L’accès au financement pour les jeunes porteurs de projets et les petites et moyennes entreprises a été amélioré quelque peu par le Programme Intégré d’Appui et de Financement des Entreprises (PIAFE). Seulement, en matière de droits,  les emprunteurs et les prêteurs restent mal protégés en matière de garanties et de faillites.
 

Prévisions de l’ONDH

Selon le rapport de l’ONDH de 2019, le chômage de longue durée des jeunes diplômés a été évalué  à 26%. Il y a une difficulté d’insertion des lauréats, ce qui renvoie à l’importance de la qualité du système d’éducation. Ceux de la formation professionnelle atteignent un taux  de 67,1%, neuf mois après l’obtention du diplôme.

La gouvernance du marché de travail est aussi incriminée, bien qu’elle soit harmonisée avec les conventions internationales du travail, or sa réglementation est perçue, de la part de 30% d’entreprises marocaines, comme un obstacle majeur au développement de leurs activités.
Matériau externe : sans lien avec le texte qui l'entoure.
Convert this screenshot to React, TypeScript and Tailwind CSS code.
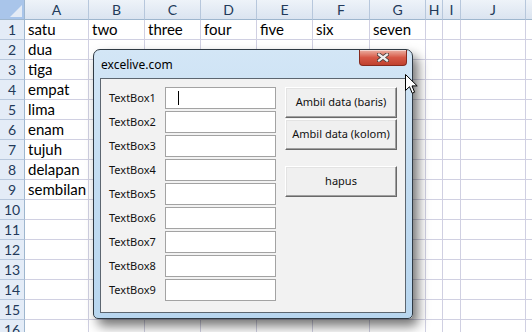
import React from "react";

const columns = [
  { label: "A", cls: "w-[64px]" },
  { label: "B", cls: "w-[56px]" },
  { label: "C", cls: "w-[56px]" },
  { label: "D", cls: "w-[56px]" },
  { label: "E", cls: "w-[56px]" },
  { label: "F", cls: "w-[57px]" },
  { label: "G", cls: "w-[56px]" },
  { label: "H", cls: "w-[17px]" },
  { label: "I", cls: "w-[18px]" },
  { label: "J", cls: "w-[65px]" },
  { label: "", cls: "w-[40px]" },
];

const cellData: Record<number, string[]> = {
  1: ["satu", "two", "three", "four", "five", "six", "seven"],
  2: ["dua"],
  3: ["tiga"],
  4: ["empat"],
  5: ["lima"],
  6: ["enam"],
  7: ["tujuh"],
  8: ["delapan"],
  9: ["sembilan"],
};

const rows = Array.from({ length: 16 }, (_, i) => i + 1);
const textBoxes = Array.from({ length: 9 }, (_, i) => i + 1);

function Sheet() {
  return (
    <div className="flex flex-col font-['Lato',sans-serif]">
      <div className="flex h-[20px] shrink-0">
        <div className="relative w-[25px] shrink-0 border-r border-b border-[#9eb6ce] bg-[#a9c5ea]">
          <svg className="absolute right-[2px] bottom-[2px]" width="12" height="12" viewBox="0 0 12 12">
            <path d="M12 0 L12 12 L0 12 Z" fill="#e4ebf5" />
          </svg>
        </div>
        {columns.map((c) => (
          <div
            key={c.label + c.cls}
            className={`${c.cls} shrink-0 flex items-center justify-center border-r border-b border-r-[#b7c7dc] border-b-[#9eb6ce] bg-gradient-to-b from-[#eef3f9] to-[#dbe4f0] text-[14px] text-[#233a5a]`}
          >
            {c.label}
          </div>
        ))}
      </div>
      {rows.map((r) => (
        <div key={r} className="flex h-[20px] shrink-0">
          <div className="w-[25px] shrink-0 flex items-center justify-center border-r border-b border-r-[#9eb6ce] border-b-[#b7c7dc] bg-[#e4ecf7] text-[14px] text-[#233a5a]">
            {r}
          </div>
          {columns.map((c, ci) => (
            <div
              key={c.label + c.cls}
              className={`${c.cls} shrink-0 flex items-center overflow-visible whitespace-nowrap border-r border-b border-[#d0d0e2] pl-[3px] text-[15px] text-black`}
            >
              {cellData[r]?.[ci] ?? ""}
            </div>
          ))}
        </div>
      ))}
    </div>
  );
}

function CloseButton() {
  return (
    <div className="absolute right-[5px] top-0 flex h-[16px] w-[48px] items-center justify-center rounded-b-[4px] border border-t-0 border-[#862a1e] bg-gradient-to-b from-[#eab0a4] via-[#d65846] to-[#c0412e] shadow-[inset_0_1px_0_rgba(255,255,255,0.5)]">
      <svg width="12" height="9" viewBox="0 0 12 9">
        <path
          d="M2 1.5 L10 7.5 M10 1.5 L2 7.5"
          stroke="#4a3a38"
          strokeWidth="4"
          strokeLinecap="square"
        />
        <path
          d="M2 1.5 L10 7.5 M10 1.5 L2 7.5"
          stroke="#eeeeee"
          strokeWidth="2.2"
          strokeLinecap="square"
        />
      </svg>
    </div>
  );
}

function UserForm() {
  return (
    <div className="absolute left-[93px] top-[49px] flex h-[270px] w-[320px] flex-col rounded-t-[7px] rounded-b-[5px] border border-[#2f3a44] bg-gradient-to-b from-[#d3e6f6] via-[#c2dcf1] to-[#b8d6ef] shadow-[5px_7px_12px_rgba(0,0,0,0.55)]">
      <CloseButton />
      <div className="flex h-[28px] shrink-0 items-center pl-[7px] pt-[2px] font-['Noto_Sans',sans-serif] text-[12px] text-black">
        excelive.com
      </div>
      <div className="mx-[6px] mb-[5px] flex flex-1 items-start border border-[#5c6670] bg-[#f2f2f2] pl-[8px] pt-[8px] font-['Noto_Sans',sans-serif] text-[11px] text-[#111]">
        <div className="flex flex-col gap-[2px]">
          {textBoxes.map((n) => (
            <div key={n} className="flex h-[22px] items-center">
              <span className="w-[56px]">TextBox{n}</span>
              <div className="relative h-[22px] w-[111px] border border-[#a3a3a3] bg-white">
                {n === 1 && (
                  <div className="absolute left-[12px] top-[3px] h-[14px] w-px bg-black" />
                )}
              </div>
            </div>
          ))}
        </div>
        <div className="ml-[9px] flex flex-col">
          <FormButton label="Ambil data (baris)" />
          <div className="h-px" />
          <FormButton label="Ambil data (kolom)" />
          <div className="h-[16px]" />
          <FormButton label="hapus" />
        </div>
      </div>
    </div>
  );
}

function FormButton({ label }: { label: string }) {
  return (
    <div className="flex h-[31px] w-[112px] items-center justify-center border border-t-white border-l-white border-r-[#696969] border-b-[#696969] bg-[#f0f0f0] shadow-[inset_-1px_-1px_0_#a0a0a0,inset_1px_1px_0_#e3e3e3]">
      {label}
    </div>
  );
}

function Cursor() {
  return (
    <svg
      className="absolute left-[405px] top-[74px]"
      width="13"
      height="21"
      viewBox="0 0 13 21"
    >
      <path
        d="M0.5 0.5 L0.5 16.5 L4.5 12.7 L7.2 19.2 L9.6 18.2 L7 11.9 L12.2 11.9 Z"
        fill="#ffffff"
        stroke="#000000"
        strokeWidth="1"
        strokeLinejoin="miter"
      />
    </svg>
  );
}

export default function App() {
  return (
    <div className="relative h-[332px] w-[532px] overflow-hidden bg-white">
      <Sheet />
      <UserForm />
      <Cursor />
    </div>
  );
}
« Les effets de la législation du marché du travail sur l’efficacité des politiques publiques de l’emploi sont approchés par les coûts de licenciement et de recrutement, les charges et les cotisations sociales, le niveau du salaire minimum, etc. Ces mesures méritent d’être évaluées par rapport à leurs implications sur la stabilité de l’emploi et la création de la richesse ».

L’entrepreneuriat  a besoin d’appui, de facilitation d’accès au financement, de report et d’allégement de la pression fiscale et d’une réduction fixes des entreprises. Aussi, la réforme de l’Indemnité pour Perte d’Emploi, une procédure très complexe, abriterait les jeunes de la vulnérabilité et l’assurance contre le risque de chômage pour une période maximale de six mois permettrait d’améliorer leur employabilité pour augmenter les chances de retrouver un travail.

En fin de compte, les décideurs publics sont devant des enjeux majeurs, ceux concernant l’élaboration des PAE qui soient inclusifs et modulables, incluant toutes les catégories, même les non-qualifiées  et à besoins spécifiques. Des mesures qui soient à même de promouvoir une croissance riche en emploi.